Anyway, I just mention this because now that I know there are actually people out there who are kind of listening (and I assume that's what repeat visits indicate) I feel a little bit shaken up and that maybe I should be slightly more responsible, and less of an arsehole. I don't know, maybe that's a bit of a tall order. In any case, I do feel inclined now to make the most of this blog and the free publishing opportunity it provides me. So far - you've probably noticed - I've treated this as a place to toss off - in a slapdash way - whatever I happen to be thinking at a certain moment. I'm not even sure I can promise an improvement in quality, since I certainly am inclined to privilege my pen-and-paper fiction. We'll see. Anyway, I still have some more of that pen-and-paper writing to do this evening, so I'll try to keep this short.

Before I go, here are a few more things I happened to be thinking about. First of all, despite not being particularly able to respond with alacrity to the request made by Ashley Tisdale here, I have to say that, more often than not I do consider myself to be materially wealthy. To put that in perspective without being vulgar and mentioning figures, I don't own a car, or a house, or have a mortgage, I hardly ever buy new clothes (they're usually donated to me by well-wishers) or new CDs or go to the cinema, and I don't have annual holidays abroad etcetera, etcetera. But I do find that, as I said, most of the time, I basically feel materially wealthy. I don't know why that should be when plenty of people with more money than myself don't feel wealthy, but it does interest me. There are some ways in which I feel a lack of money, largely to do with issues of travel and time, but I have to adapt to those limitations. However, I have an inkling that the way I feel on this score is really pretty natural. I drink green tea in very attractive Japanese ceramic tea bowls. I sit in front of the fire and read Bruno Schulz or Graham Greene. I occasionally watch a DVD, such as I Walked With a Zombie, and I can post my thoughts to an audience of literally quite a lot of people, whenever I want (depending only on those time issues, really) here. Oh yes, and I can go for walks and take pictures of trees. Sometimes I even buy sun-dried tomatoes. So, what is this if not a life of luxury? I'm sure it sounds funny, because I'm sure I always do sound funny, but I mean it.

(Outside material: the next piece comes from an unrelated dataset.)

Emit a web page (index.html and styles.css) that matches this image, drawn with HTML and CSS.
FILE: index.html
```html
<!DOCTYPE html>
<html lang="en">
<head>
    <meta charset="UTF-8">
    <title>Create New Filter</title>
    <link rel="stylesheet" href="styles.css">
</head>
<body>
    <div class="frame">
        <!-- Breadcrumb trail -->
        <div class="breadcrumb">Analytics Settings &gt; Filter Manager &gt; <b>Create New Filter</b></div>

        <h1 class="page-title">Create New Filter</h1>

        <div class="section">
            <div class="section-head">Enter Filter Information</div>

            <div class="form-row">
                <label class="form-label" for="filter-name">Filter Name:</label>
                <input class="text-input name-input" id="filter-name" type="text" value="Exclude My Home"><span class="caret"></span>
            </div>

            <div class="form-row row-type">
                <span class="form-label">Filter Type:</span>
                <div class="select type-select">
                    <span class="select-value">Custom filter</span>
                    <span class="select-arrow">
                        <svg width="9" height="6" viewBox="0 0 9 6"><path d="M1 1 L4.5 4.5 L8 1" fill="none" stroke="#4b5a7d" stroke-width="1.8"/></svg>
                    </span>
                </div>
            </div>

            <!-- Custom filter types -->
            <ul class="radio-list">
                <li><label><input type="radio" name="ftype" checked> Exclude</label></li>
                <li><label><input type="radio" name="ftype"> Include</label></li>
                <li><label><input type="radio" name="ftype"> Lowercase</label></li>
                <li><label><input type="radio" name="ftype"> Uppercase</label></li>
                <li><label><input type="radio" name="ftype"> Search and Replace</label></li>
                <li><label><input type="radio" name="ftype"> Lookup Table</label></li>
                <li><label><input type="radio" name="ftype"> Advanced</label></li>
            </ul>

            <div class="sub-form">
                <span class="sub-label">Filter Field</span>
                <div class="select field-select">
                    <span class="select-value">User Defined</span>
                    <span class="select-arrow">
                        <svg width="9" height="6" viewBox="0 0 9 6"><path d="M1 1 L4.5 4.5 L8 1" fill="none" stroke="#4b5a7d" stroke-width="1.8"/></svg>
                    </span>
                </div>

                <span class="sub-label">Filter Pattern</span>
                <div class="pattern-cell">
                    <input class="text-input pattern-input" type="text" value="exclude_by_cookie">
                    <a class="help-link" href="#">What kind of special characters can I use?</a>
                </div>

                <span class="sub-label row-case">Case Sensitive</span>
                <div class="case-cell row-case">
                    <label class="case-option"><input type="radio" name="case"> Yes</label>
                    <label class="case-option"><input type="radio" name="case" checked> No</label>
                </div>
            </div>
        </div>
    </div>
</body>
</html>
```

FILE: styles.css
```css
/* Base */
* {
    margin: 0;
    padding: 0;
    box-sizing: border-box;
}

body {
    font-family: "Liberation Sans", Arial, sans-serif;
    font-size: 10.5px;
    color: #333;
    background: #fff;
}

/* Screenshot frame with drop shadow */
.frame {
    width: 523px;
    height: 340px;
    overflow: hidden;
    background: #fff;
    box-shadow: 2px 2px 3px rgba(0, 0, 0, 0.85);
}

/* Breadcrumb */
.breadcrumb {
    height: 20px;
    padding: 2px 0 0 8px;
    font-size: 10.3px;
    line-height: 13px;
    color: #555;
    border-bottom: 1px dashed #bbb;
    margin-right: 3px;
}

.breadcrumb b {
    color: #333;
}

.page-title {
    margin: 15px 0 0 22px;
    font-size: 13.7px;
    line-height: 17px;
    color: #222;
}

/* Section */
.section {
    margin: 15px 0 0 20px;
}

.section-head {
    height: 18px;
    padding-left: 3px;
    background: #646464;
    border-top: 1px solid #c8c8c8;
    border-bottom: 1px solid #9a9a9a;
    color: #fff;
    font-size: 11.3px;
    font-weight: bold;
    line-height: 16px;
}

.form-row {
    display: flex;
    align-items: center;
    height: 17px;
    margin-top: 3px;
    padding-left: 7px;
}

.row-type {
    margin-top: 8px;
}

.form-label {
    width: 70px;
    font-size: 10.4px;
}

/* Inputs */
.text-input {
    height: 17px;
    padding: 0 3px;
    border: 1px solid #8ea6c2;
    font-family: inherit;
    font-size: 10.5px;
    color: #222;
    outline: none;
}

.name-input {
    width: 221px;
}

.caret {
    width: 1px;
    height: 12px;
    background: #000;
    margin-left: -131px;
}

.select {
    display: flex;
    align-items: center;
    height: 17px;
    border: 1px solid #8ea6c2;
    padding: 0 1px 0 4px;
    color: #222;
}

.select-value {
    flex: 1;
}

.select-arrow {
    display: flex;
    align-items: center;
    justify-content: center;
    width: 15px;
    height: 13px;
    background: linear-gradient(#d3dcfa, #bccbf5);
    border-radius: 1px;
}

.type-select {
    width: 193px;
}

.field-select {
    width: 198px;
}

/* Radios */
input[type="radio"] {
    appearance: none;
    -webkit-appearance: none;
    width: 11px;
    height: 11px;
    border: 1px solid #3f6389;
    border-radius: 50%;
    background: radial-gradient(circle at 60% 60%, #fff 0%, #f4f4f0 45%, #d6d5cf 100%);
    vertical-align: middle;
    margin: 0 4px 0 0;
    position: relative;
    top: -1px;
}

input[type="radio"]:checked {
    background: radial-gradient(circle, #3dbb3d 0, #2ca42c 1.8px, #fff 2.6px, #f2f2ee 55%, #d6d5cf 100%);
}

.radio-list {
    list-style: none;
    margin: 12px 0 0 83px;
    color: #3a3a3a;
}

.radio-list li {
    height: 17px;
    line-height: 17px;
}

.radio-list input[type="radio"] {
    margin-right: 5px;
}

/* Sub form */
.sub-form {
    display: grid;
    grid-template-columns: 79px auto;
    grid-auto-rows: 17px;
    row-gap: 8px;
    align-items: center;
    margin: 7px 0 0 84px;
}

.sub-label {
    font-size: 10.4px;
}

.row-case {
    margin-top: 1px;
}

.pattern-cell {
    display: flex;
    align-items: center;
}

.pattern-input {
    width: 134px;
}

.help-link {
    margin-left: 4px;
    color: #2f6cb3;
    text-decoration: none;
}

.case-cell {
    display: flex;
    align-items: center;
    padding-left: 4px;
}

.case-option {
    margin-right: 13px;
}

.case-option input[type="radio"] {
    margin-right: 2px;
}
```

I mentioned a while back that I'm reading The Great Turning by David C. Korten. There are some interesting figures within:

More than 1.2 billion people now struggle to survive on less than $1 a day. Some 2.8 billion, nearly half the world's population, survive on less than $2 per day.

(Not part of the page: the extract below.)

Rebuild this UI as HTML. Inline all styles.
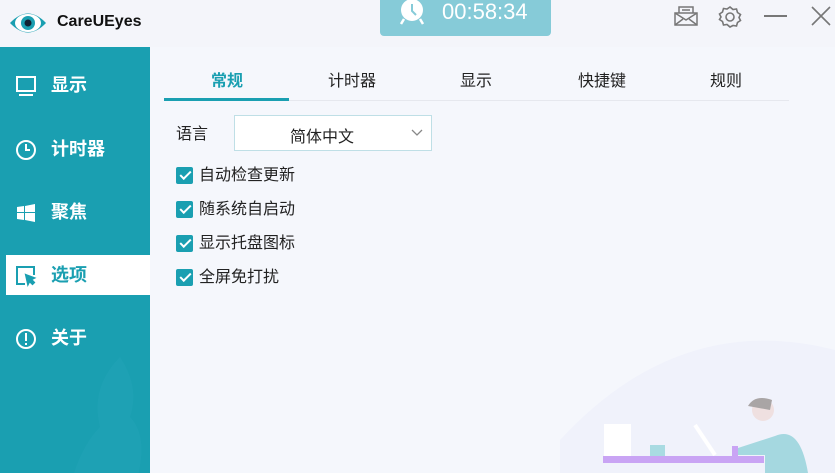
<!DOCTYPE html>
<html><head><meta charset="utf-8"><style>
*{margin:0;padding:0;box-sizing:border-box}
body{width:835px;height:473px;overflow:hidden;background:#f5f7fc;font-family:"Liberation Sans","Noto Sans CJK SC",sans-serif;position:relative}
.top{position:absolute;left:0;top:0;width:835px;height:47px;background:#f4f5fa}
.side{position:absolute;left:0;top:47px;width:150px;height:426px;background:#1a9fb1;overflow:hidden}
.item{position:absolute;left:6px;width:144px;height:40px;color:#fff;font-size:18px;font-weight:bold;line-height:40px;padding-left:45px}
.item svg{position:absolute;left:9px;top:10px}
.act{background:#fff;color:#1a9fb1}
.tab{position:absolute;top:67px;font-size:16px;color:#222}
.cb{position:absolute;left:176px;font-size:16px;color:#222;padding-left:23px;line-height:18px}
.cb:before{content:"";position:absolute;left:0;top:0;width:17px;height:17px;background:#1a9fb1;border-radius:2px}
.cb:after{content:"";position:absolute;left:4px;top:4px;width:9px;height:4px;border-left:2px solid #fff;border-bottom:2px solid #fff;transform:rotate(-45deg)}
</style></head><body>
<div class="top"></div>
<svg style="position:absolute;left:8px;top:8px" width="40" height="30" viewBox="0 0 40 30"><path d="M2 15 Q20 -4 38 15 Q20 34 2 15Z" fill="#1a9fb1"/><ellipse cx="20" cy="15" rx="13" ry="9" fill="#fff"/><circle cx="20" cy="15" r="7" fill="#1a9fb1"/><circle cx="20" cy="15" r="3.5" fill="#123"/></svg>
<div style="position:absolute;left:57px;top:13px;font-size:16px;font-weight:bold;color:#111">CareUEyes</div>
<div style="position:absolute;left:380px;top:0;width:171px;height:36px;background:#86cbd8;border-radius:0 0 4px 4px"></div>
<svg style="position:absolute;left:397px;top:0" width="30" height="26" viewBox="0 0 30 26"><circle cx="15" cy="10" r="11" fill="#fff"/><path d="M15 4v7l4 4" stroke="#86cbd8" stroke-width="2" fill="none"/><path d="M7 19l-3 5M23 19l3 5" stroke="#fff" stroke-width="2.5"/></svg>
<div style="position:absolute;left:442px;top:0;font-size:22px;color:#fff;line-height:24px">00:58:34</div>
<svg style="position:absolute;left:673px;top:5px" width="26" height="22" viewBox="0 0 26 22" fill="none" stroke="#777" stroke-width="1.5"><rect x="2" y="8" width="22" height="12"/><path d="M2 8l11 7 11-7M2 20l8-6M24 20l-8-6M6 8V2h14v6M9 5h8"/></svg>
<svg style="position:absolute;left:718px;top:5px" width="24" height="24" viewBox="0 0 24 24" fill="none" stroke="#777" stroke-width="1.6"><path d="M12 2l3 2.5 3.5-.5 1 3.5 3 2-1.5 3 1.5 3-3 2-1 3.5-3.5-.5L12 22l-3-2.5-3.5.5-1-3.5-3-2L3 12 1.5 9l3-2 1-3.5L9 4z"/><circle cx="12" cy="12" r="4"/></svg>
<div style="position:absolute;left:764px;top:15px;width:23px;height:1.5px;background:#777"></div>
<svg style="position:absolute;left:811px;top:6px" width="20" height="20" viewBox="0 0 20 20" stroke="#777" stroke-width="1.6"><path d="M1 1l18 18M19 1L1 19"/></svg>
<div class="side">
<svg style="position:absolute;left:-30px;top:280px" width="200" height="160" viewBox="0 0 200 160"><path d="M150 30 Q170 60 160 90 Q180 110 165 160 L100 160 Q110 120 130 100 Q120 60 150 30Z" fill="#22a4b5" opacity=".6"/></svg>
<div class="item" style="top:18px"><svg width="22" height="22" viewBox="0 0 22 22" fill="none" stroke="#fff" stroke-width="2"><rect x="2" y="2" width="18" height="14"/><path d="M4 20h14"/></svg>显示</div>
<div class="item" style="top:82px"><svg width="22" height="22" viewBox="0 0 22 22" fill="none" stroke="#fff" stroke-width="2"><circle cx="11" cy="11" r="9"/><path d="M11 5v6h4"/></svg>计时器</div>
<div class="item" style="top:145px"><svg width="22" height="22" viewBox="0 0 22 22" fill="#fff"><path d="M2 5l7-1v6H2zM10 4l10-2v8H10zM2 11h7v7l-7-1zM10 11h10v9l-10-2z"/></svg>聚焦</div>
<div class="item act" style="top:208px"><svg width="22" height="22" viewBox="0 0 22 22" fill="none" stroke="#1a9fb1" stroke-width="2"><path d="M10 19H2V2h17v8"/><path d="M11 10l8 3-3 1.5 3 3-1.5 1.5-3-3L13 19z" fill="#1a9fb1"/></svg>选项</div>
<div class="item" style="top:271px"><svg width="22" height="22" viewBox="0 0 22 22" fill="none" stroke="#fff" stroke-width="2"><circle cx="11" cy="11" r="9"/><path d="M11 5v8M11 15v2"/></svg>关于</div>
</div>
<div class="tab" style="left:211px;color:#1a9fb1;font-weight:bold">常规</div>
<div class="tab" style="left:328px">计时器</div>
<div class="tab" style="left:460px">显示</div>
<div class="tab" style="left:578px">快捷键</div>
<div class="tab" style="left:710px">规则</div>
<div style="position:absolute;left:164px;top:100px;width:625px;height:1px;background:#e6e8ee"></div>
<div style="position:absolute;left:164px;top:98px;width:125px;height:3px;background:#1a9fb1"></div>
<div style="position:absolute;left:176px;top:120px;font-size:16px;color:#222">语言</div>
<div style="position:absolute;left:234px;top:115px;width:198px;height:36px;background:#fff;border:1px solid #bfdfe6"></div>
<div style="position:absolute;left:290px;top:123px;font-size:16px;color:#222">简体中文</div>
<svg style="position:absolute;left:410px;top:128px" width="14" height="10" viewBox="0 0 14 10" fill="none" stroke="#888" stroke-width="1.3"><path d="M2 2l5 5 5-5"/></svg>
<div class="cb" style="top:167px">自动检查更新</div>
<div class="cb" style="top:201px">随系统自启动</div>
<div class="cb" style="top:235px">显示托盘图标</div>
<div class="cb" style="top:269px">全屏免打扰</div>
<svg style="position:absolute;left:560px;top:330px" width="275" height="143" viewBox="0 0 275 143"><path d="M0 110 Q120 -20 275 20 V143 H0Z" fill="#f0f2fb"/><rect x="44" y="94" width="27" height="32" fill="#fff"/><rect x="90" y="115" width="15" height="11" fill="#a9dbe2"/><path d="M135 95l20 30" stroke="#fff" stroke-width="4"/><rect x="43" y="126" width="161" height="7" fill="#c9a4f4"/><rect x="172" y="116" width="6" height="10" fill="#c9a4f4"/><circle cx="203" cy="80" r="11" fill="#efe0e0"/><path d="M188 76 Q195 64 212 70 L210 80Z" fill="#a9a5a5"/><path d="M178 118 L215 106 Q240 95 248 143 L205 143 L205 125 L178 125Z" fill="#a5d8e0"/></svg>
</body></html>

I'd like here to contrast some of this writing with what I consider to be academically influenced bad writing. In the comments section of a previous post I accused Albert Camus of this affliction, but having had a quick look at some of his essays online, I find them disappointingly well-written, and must go elsewhere to find my specimen of useless wank... No, I've just seen the time. I still have miles to go before I sleep, so must bring this post to a conclusion, I'm afraid. Please find below the sample of David Korten's text that I was going to compare favourably with with some piece of obfuscatory nonsense (maybe later):

Had the benefits of the sixfold increase in global economic output acheived since 1950 been equitably shared among the world's people, poverty would now be history, democracy would be secure, and war would be but a distant memory. Driven by the imperatives of dominator power, however, the institutions of Empire allocated more than 80 per-cent of the benefit of this extraordinary growth to the most fortunate 20 percent of the world's people.